You see, a blog might have great tutorials, but those are hard to share and even harder to get links to.
On the other hand, beautiful photographs perform way better on social media and can’t be created by someone sitting at their computer. Basically, it’s a higher value asset, which makes it more effective for link building.
In this article, I’ve put together a list of seven link building tactics for photographers.
Here’s tactic #1.
Tip: Read until the end to get the three-step action plan.
1. Reverse image search
Reverse image search link building is the #1 most valuable backlink strategy for a photographer. The way it works is simple.
As a photographer, you’ve likely published a lot of original photographs on your website. You’re probably not a stranger to having your work copied either.
While watermarking your photos is a good way to ensure your name stays on them, there’s an even more beneficial way to get credit: a backlink.

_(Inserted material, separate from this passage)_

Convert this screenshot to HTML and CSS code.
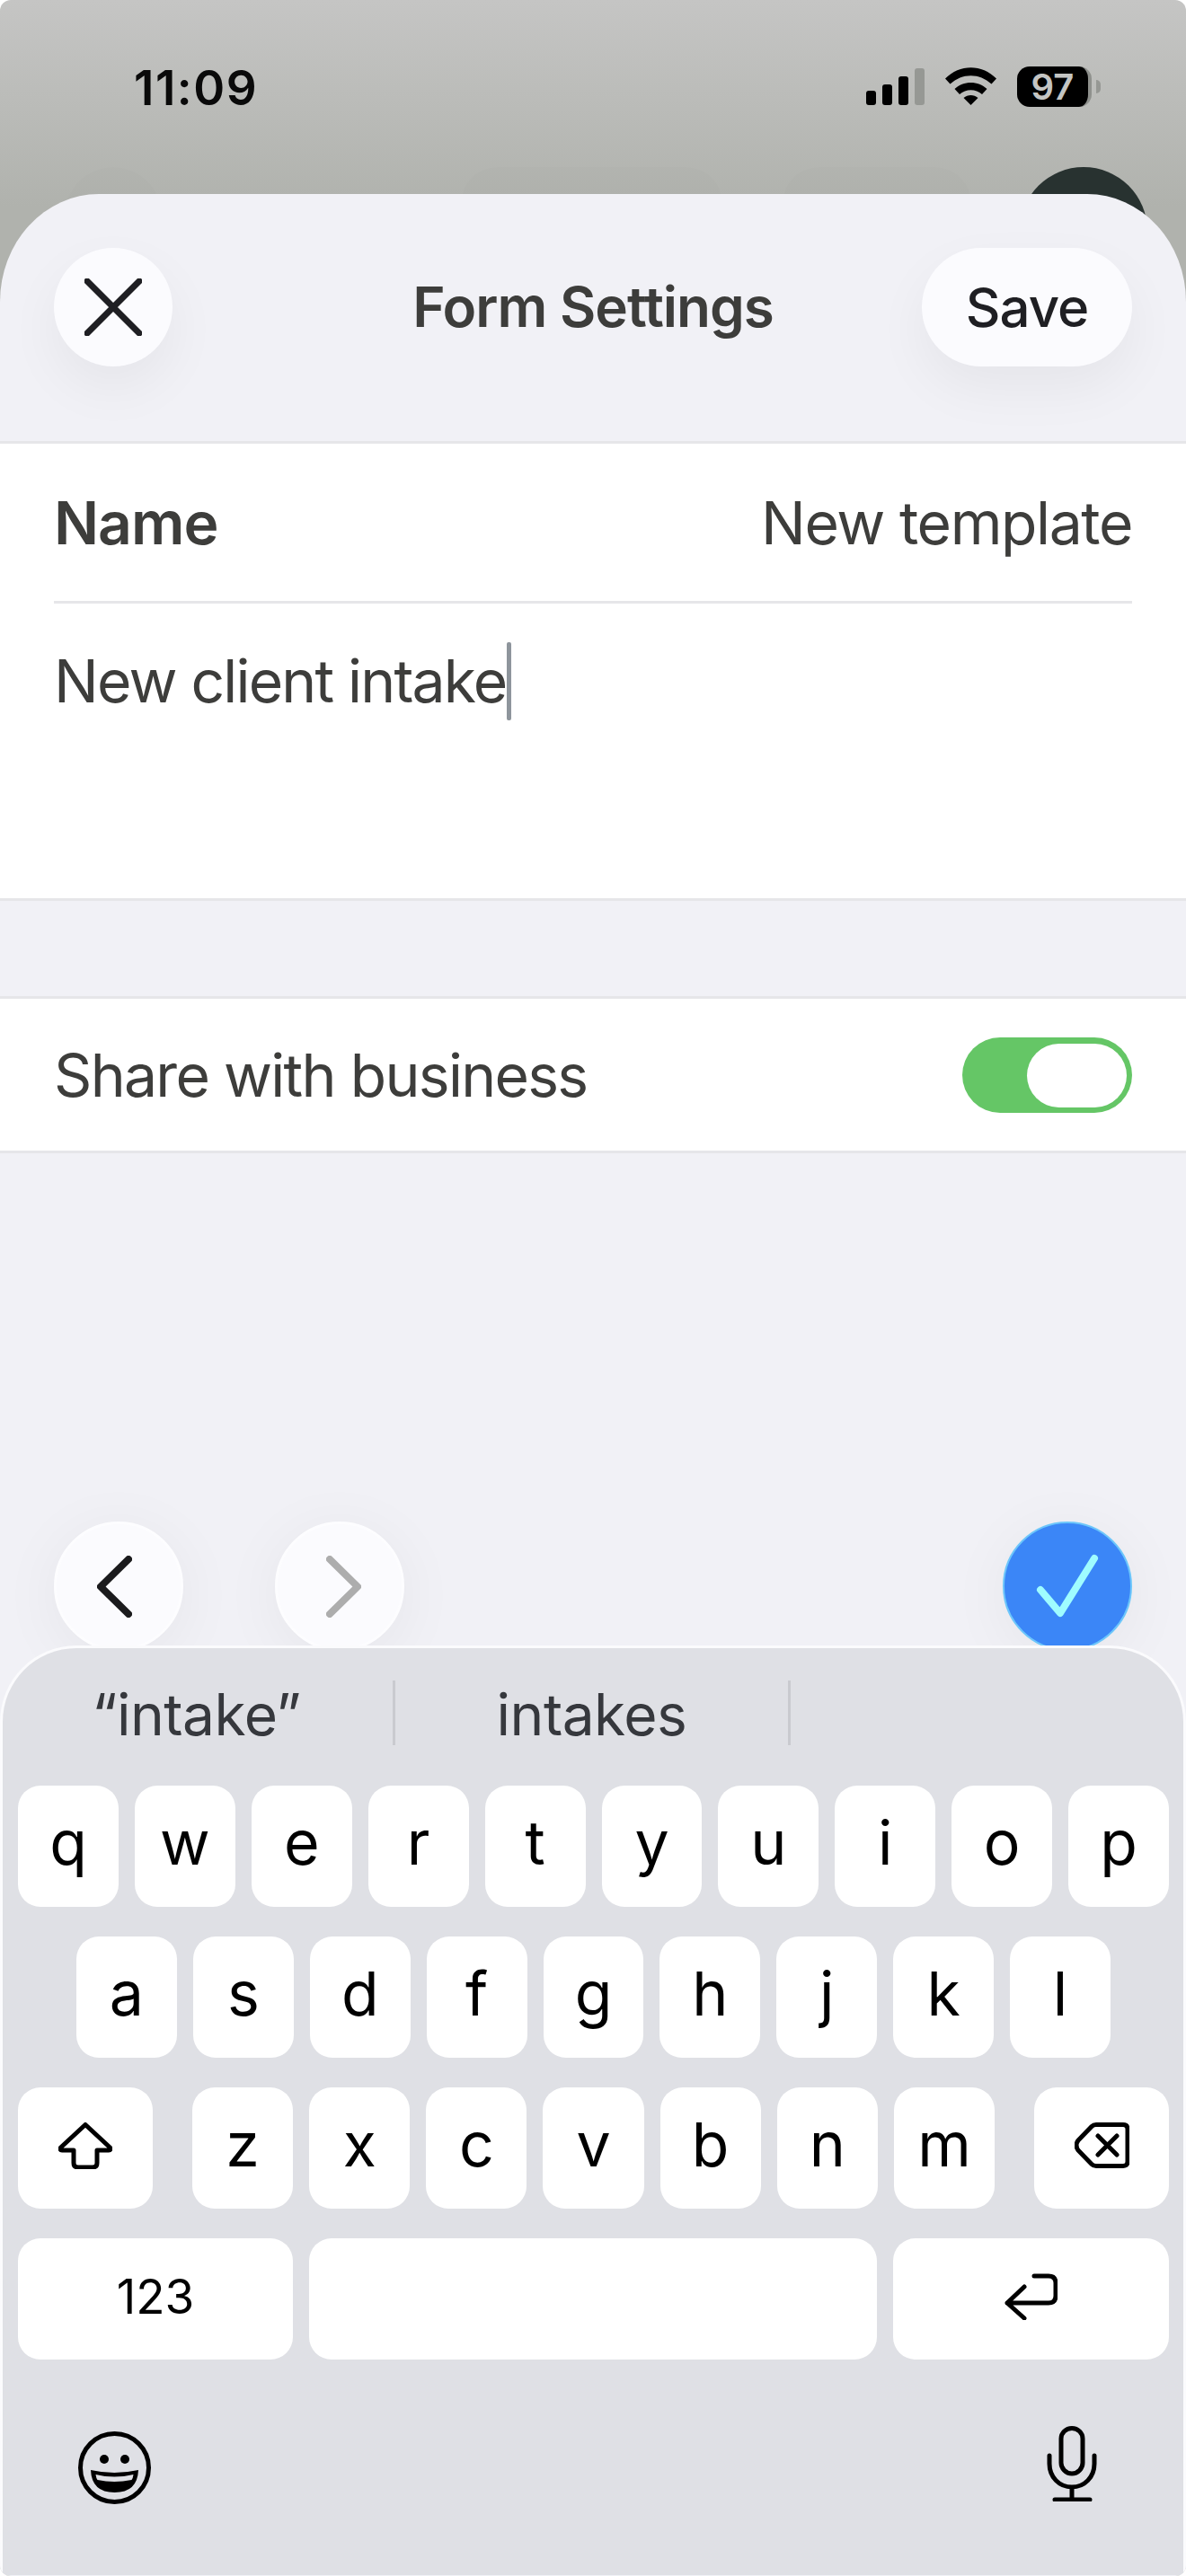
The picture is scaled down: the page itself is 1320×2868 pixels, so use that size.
FILE: index.html
```html
<!DOCTYPE html>
<html lang="en">
<head>
    <meta charset="UTF-8">
    <meta name="viewport" content="width=device-width, initial-scale=1.0">
    <title>Form Settings</title>
    <link rel="stylesheet" href="styles.css">
</head>
<body>
    <div class="screen">
        <div class="status-bar">
            <span class="time">11:09</span>
            <div class="status-icons">
                <div class="signal">
                    <i class="bar bar-1"></i><i class="bar bar-2"></i><i class="bar bar-3"></i><i class="bar bar-4"></i>
                </div>
                <svg class="wifi" width="57" height="42" viewBox="0 0 57 42">
                    <path d="M0 12.5 C16 -4 41 -4 57 12.5 L51.5 18.5 C38 6 19 6 5.500 18.500Z"/>
                    <path d="M10.500 24 C20 14.500 37 14.500 46.500 24 L41 30 C34 23.500 23 23.500 16 30Z"/>
                    <path d="M20.500 34 C25 30 32 30 36.500 34 L28.500 42Z"/>
                </svg>
                <div class="battery">
                    <div class="battery-body">97</div>
                    <div class="battery-nub"></div>
                </div>
            </div>
        </div>

        <div class="behind">
            <div class="ghost ghost-a"></div>
            <div class="ghost ghost-b"></div>
            <div class="ghost ghost-c"></div>
            <div class="avatar"></div>
        </div>

        <div class="sheet">
            <div class="header">
                <button class="round-btn close-btn">
                    <svg width="64" height="64" viewBox="0 0 64 64"><path class="close-x" d="M3 3 L61 61 M61 3 L3 61"/></svg>
                </button>
                <div class="title">Form Settings</div>
                <button class="save-btn">Save</button>
            </div>

            <div class="section">
                <div class="name-row">
                    <span class="name-label">Name</span>
                    <span class="name-value">New template</span>
                </div>
                <div class="note">New client intake<span class="caret"></span></div>
            </div>

            <div class="section share-row">
                <span class="share-label">Share with business</span>
                <div class="toggle"><div class="thumb"></div></div>
            </div>

            <div class="nav-row">
                <div class="nav-arrows">
                    <button class="round-btn nav-btn">
                        <svg class="chev-left" width="39" height="69" viewBox="0 0 39 69"><path class="chev chev-on" d="M35 4 L4 34.500 L35 65"/></svg>
                    </button>
                    <button class="round-btn nav-btn">
                        <svg class="chev-right" width="39" height="69" viewBox="0 0 39 69"><path class="chev chev-off" d="M4 4 L35 34.500 L4 65"/></svg>
                    </button>
                </div>
                <button class="done-btn">
                    <svg width="70" height="72" viewBox="0 0 70 72"><path class="check" d="M5 40 L27 66 L65 5"/></svg>
                </button>
            </div>

            <div class="keyboard">
                <div class="suggestions">
                    <div class="suggestion">“intake”</div>
                    <div class="suggestion">intakes</div>
                    <div class="suggestion last"></div>
                </div>

                <div class="key-row">
                    <div class="key">q</div><div class="key">w</div><div class="key">e</div><div class="key">r</div><div class="key">t</div><div class="key">y</div><div class="key">u</div><div class="key">i</div><div class="key">o</div><div class="key">p</div>
                </div>
                <div class="key-row row-two">
                    <div class="key">a</div><div class="key">s</div><div class="key">d</div><div class="key">f</div><div class="key">g</div><div class="key">h</div><div class="key">j</div><div class="key">k</div><div class="key">l</div>
                </div>
                <div class="key-row row-three">
                    <div class="key key-side">
                        <svg width="60" height="52" viewBox="0 0 60 52"><path class="kb-line" d="M30 2.500 L2.500 28 Q1 31 4 31 H17 V45 Q17 50 22 50 H38 Q43 50 43 45 V31 H56 Q59 31 57.500 28Z"/></svg>
                    </div>
                    <div class="letters">
                        <div class="key">z</div><div class="key">x</div><div class="key">c</div><div class="key">v</div><div class="key">b</div><div class="key">n</div><div class="key">m</div>
                    </div>
                    <div class="key key-side">
                        <svg width="61" height="51" viewBox="0 0 61 51"><path class="kb-line" d="M24 2.500 H54 Q59 2.500 59 7.500 V43.500 Q59 48.500 54 48.500 H24 Q21 48.500 19 46.500 L4 31 Q0 25.500 4 20 L19 4.500 Q21 2.500 24 2.500Z M26 15 L47 36 M47 15 L26 36"/></svg>
                    </div>
                </div>
                <div class="key-row">
                    <div class="key key-wide key-123">123</div>
                    <div class="key key-space"></div>
                    <div class="key key-wide key-return">
                        <svg width="59" height="52" viewBox="0 0 59 52"><path class="kb-line" d="M33 3 H49 Q57 3 57 11 V25 Q57 33 49 33 H3 M22 15 L3 33 L22 50"/></svg>
                    </div>
                </div>

                <div class="kb-bottom">
                    <svg width="81" height="81" viewBox="0 0 81 81">
                        <circle class="emoji-face" cx="40.500" cy="40.500" r="38"/>
                        <circle cx="29" cy="31" r="5"/>
                        <circle cx="52" cy="31" r="5"/>
                        <path d="M14 43 Q40 49 67 43 Q66 68 40.500 68 Q15 68 14 43Z"/>
                        <path class="emoji-teeth" d="M19.500 48 Q40 53 61.500 48 Q61 52 59.500 54 Q40 58 21.500 54 Q20 52 19.500 48Z"/>
                    </svg>
                    <svg class="mic" width="56" height="84" viewBox="0 0 56 84"><path class="kb-line" d="M28 2.500 C35 2.500 40 8 40 14 V41 C40 47 35 53 28 53 C21 53 16 47 16 41 V14 C16 8 21 2.500 28 2.500Z M3 33 V42 C3 57 14 68 28 68 C42 68 53 57 53 42 V33 M28 68 V82 M9 82 H48"/></svg>
                </div>
            </div>
        </div>
    </div>
</body>
</html>
```

FILE: styles.css
```css
* {
    box-sizing: border-box;
}

body {
    margin: 0;
    padding: 0;
    background-color: white;
    font-family: Inter, "Liberation Sans", sans-serif;
}

button {
    font-family: inherit;
    padding: 0;
    border: none;
}

.screen {
    width: 1320px;
    height: 2868px;
    overflow: hidden;
    border-radius: 12px;
    background: linear-gradient(#c5c5c4, #b0b2ad 230px);
}

/* status bar */
.status-bar {
    height: 186px;
    padding: 66px 95px 0 149px;
    display: flex;
    justify-content: space-between;
    align-items: flex-start;
}

.time {
    font-size: 53px;
    line-height: 64px;
    font-weight: 600;
    letter-spacing: 1.5px;
    color: #0a0a0a;
}

.status-icons {
    display: flex;
    align-items: flex-start;
    padding-top: 8px;
}

.signal {
    display: flex;
    align-items: flex-end;
    gap: 7px;
    height: 41px;
    margin-top: 2px;
    margin-right: 23px;
}

.bar {
    display: block;
    width: 11px;
    background-color: black;
    border-radius: 3px;
}

.bar-1 { height: 16px; }
.bar-2 { height: 23px; }
.bar-3 { height: 32px; }
.bar-4 { height: 41px; background-color: #969894; }

.wifi {
    margin-top: 1px;
    margin-right: 23px;
}

.battery {
    display: flex;
    align-items: center;
    gap: 5px;
}

.battery-body {
    width: 83px;
    height: 45px;
    border-radius: 14px;
    background-color: black;
    border-right: 4px solid #8f918d;
    color: #c4c5c3;
    font-size: 40px;
    font-weight: 600;
    line-height: 45px;
    text-align: center;
}

.battery-nub {
    width: 5px;
    height: 15px;
    border-radius: 0 8px 8px 0;
    background-color: #969894;
}

/* what shows above the sheet */
.behind {
    height: 30px;
    padding-left: 72px;
    display: flex;
}

.ghost {
    height: 120px;
    border-radius: 40px;
    background-color: rgba(0, 0, 0, 0.006);
}

.ghost-a { width: 108px; border-radius: 54px; margin-right: 333px; }
.ghost-b { width: 291px; margin-right: 67px; }
.ghost-c { width: 210px; margin-right: 54px; }

.avatar {
    width: 142px;
    height: 142px;
    border-radius: 50%;
    background-color: #283230;
}

/* sheet */
.sheet {
    position: relative;
    z-index: 1;
    height: 2652px;
    border-radius: 110px 110px 0 0 / 120px 120px 0 0;
    background-color: #f1f1f6;
    overflow: hidden;
}

.header {
    height: 275px;
    padding: 60px 60px 0;
    display: grid;
    grid-template-columns: 1fr auto 1fr;
    align-items: start;
}

.round-btn {
    display: flex;
    align-items: center;
    justify-content: center;
    border-radius: 50%;
    background-color: #fbfbfe;
    box-shadow: 0 24px 60px rgba(0, 0, 0, 0.05);
}

.close-btn {
    width: 132px;
    height: 132px;
}

.close-x {
    fill: none;
    stroke: #1f1f23;
    stroke-width: 7;
    stroke-linecap: round;
}

.title {
    font-size: 62px;
    line-height: 132px;
    font-weight: 600;
    letter-spacing: -1px;
    color: #3d3d3b;
}

.save-btn {
    justify-self: end;
    width: 234px;
    height: 132px;
    border-radius: 66px;
    background-color: #fbfbfe;
    box-shadow: 0 24px 60px rgba(0, 0, 0, 0.05);
    font-size: 60px;
    font-weight: 500;
    letter-spacing: -1px;
    color: #1f1f23;
}

.section {
    background-color: white;
    border-top: 3px solid #e6e6e9;
    border-bottom: 3px solid #e6e6e9;
}

.name-row {
    margin: 0 60px;
    height: 178px;
    border-bottom: 3px solid #e6e6e9;
    display: flex;
    justify-content: space-between;
    align-items: center;
    color: #3d3d3b;
    font-size: 66px;
    letter-spacing: -1.400px;
}

.name-label {
    font-weight: 600;
    letter-spacing: -1px;
}

.note {
    height: 328px;
    padding: 41px 60px 0;
    display: flex;
    align-items: flex-start;
    font-size: 66px;
    line-height: 90px;
    letter-spacing: -1.800px;
    color: #3d3d3b;
}

.caret {
    width: 5px;
    height: 87px;
    margin-top: 2px;
    margin-left: 1px;
    background-color: #8e959c;
    border-radius: 2px;
}

.share-row {
    margin-top: 106px;
    height: 175px;
    padding: 0 60px;
    display: flex;
    justify-content: space-between;
    align-items: center;
}

.share-label {
    font-size: 66px;
    letter-spacing: -1.700px;
    color: #3d3d3b;
}

.toggle {
    width: 189px;
    height: 84px;
    padding: 7px 6px;
    border-radius: 42px;
    background-color: #65c666;
    display: flex;
    justify-content: flex-end;
}

.thumb {
    width: 111px;
    height: 71px;
    border-radius: 36px;
    background-color: white;
}

/* prev, next and done buttons */
.nav-row {
    margin-top: 410px;
    padding: 0 60px;
    display: flex;
    justify-content: space-between;
}

.nav-arrows {
    display: flex;
    gap: 102px;
}

.nav-btn {
    width: 144px;
    height: 144px;
    border: 3px solid #fdfdff;
    box-shadow: 0 10px 70px rgba(0, 0, 0, 0.05);
}

.chev-left {
    margin-right: 10px;
}

.chev-right {
    margin-left: 8px;
}

.chev {
    fill: none;
    stroke-width: 8;
    stroke-linecap: round;
    stroke-linejoin: round;
}

.chev-on { stroke: #1b1b1d; }
.chev-off { stroke: #adadad; }

.done-btn {
    width: 144px;
    height: 144px;
    border-radius: 50%;
    background-color: #3b86f7;
    border: 2px solid #6cc6fb;
    box-shadow: 0 10px 70px rgba(0, 0, 0, 0.05);
    display: flex;
    align-items: center;
    justify-content: center;
}

.check {
    fill: none;
    stroke: #9ffcff;
    stroke-width: 8;
    stroke-linecap: round;
    stroke-linejoin: round;
}

/* keyboard */
.keyboard {
    position: relative;
    margin-top: -6px;
    height: 1035px;
    padding: 36px 16px 0 17px;
    border: 3px solid #fbfbfd;
    border-bottom: none;
    border-radius: 85px 85px 0 0;
    background-color: #dfe0e5;
}

.suggestions {
    display: flex;
    height: 72px;
    margin: 0 -19px 45px -20px;
}

.suggestion {
    width: 440px;
    border-right: 3px solid #c9cacf;
    text-align: center;
    font-size: 64px;
    line-height: 76px;
    letter-spacing: -0.500px;
    color: #36383d;
}

.suggestion.last {
    border-right: none;
}

.key-row,
.letters {
    display: flex;
    gap: 18px;
}

.key-row {
    margin-bottom: 33px;
}

.letters {
    flex: 1;
}

.key {
    flex: 1;
    height: 135px;
    display: flex;
    align-items: center;
    justify-content: center;
    padding-bottom: 10px;
    border-radius: 25px;
    background-color: white;
    font-size: 68px;
    color: black;
}

.row-two {
    padding: 0 65px;
}

.row-three {
    gap: 44px;
}

.key-side {
    flex: none;
    width: 150px;
    padding-bottom: 6px;
}

.key-wide {
    flex: none;
    width: 306px;
    padding-bottom: 6px;
}

.key-return {
    width: 307px;
}

.key-123 {
    font-size: 53px;
}

.kb-line {
    fill: none;
    stroke: black;
    stroke-width: 5;
    stroke-linecap: round;
    stroke-linejoin: round;
}

.kb-bottom {
    padding: 47px 80px 0 67px;
    display: flex;
    justify-content: space-between;
    align-items: flex-start;
}

.mic {
    margin-top: -6px;
}

.emoji-face {
    fill: none;
    stroke: black;
    stroke-width: 5;
}

.emoji-teeth {
    fill: #dfe0e5;
}
```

You see, every site that uses a photograph of yours should be linking to you as the original source, but more often than not, that doesn’t happen.
That’s where Image Prospector comes in.
With Image Prospector, you can upload all of your photographs and reverse search them.
Reverse searching your photos will find every webpage they appear on. Image Prospector is powered by Google’s image search engine, so it’s capable of finding thousands of results per image.
Once you get back your results, you can visit the Prospects table to review the pages where your photos have been used.
Next, use the sorting tools to filter out any low-quality sites that likely won’t respond to an email. These are usually RSS feed scrapers without anyone actively managing them.
Once you’ve removed the low-quality sites, you’ll have a good list of sites to contact with your first outreach campaign.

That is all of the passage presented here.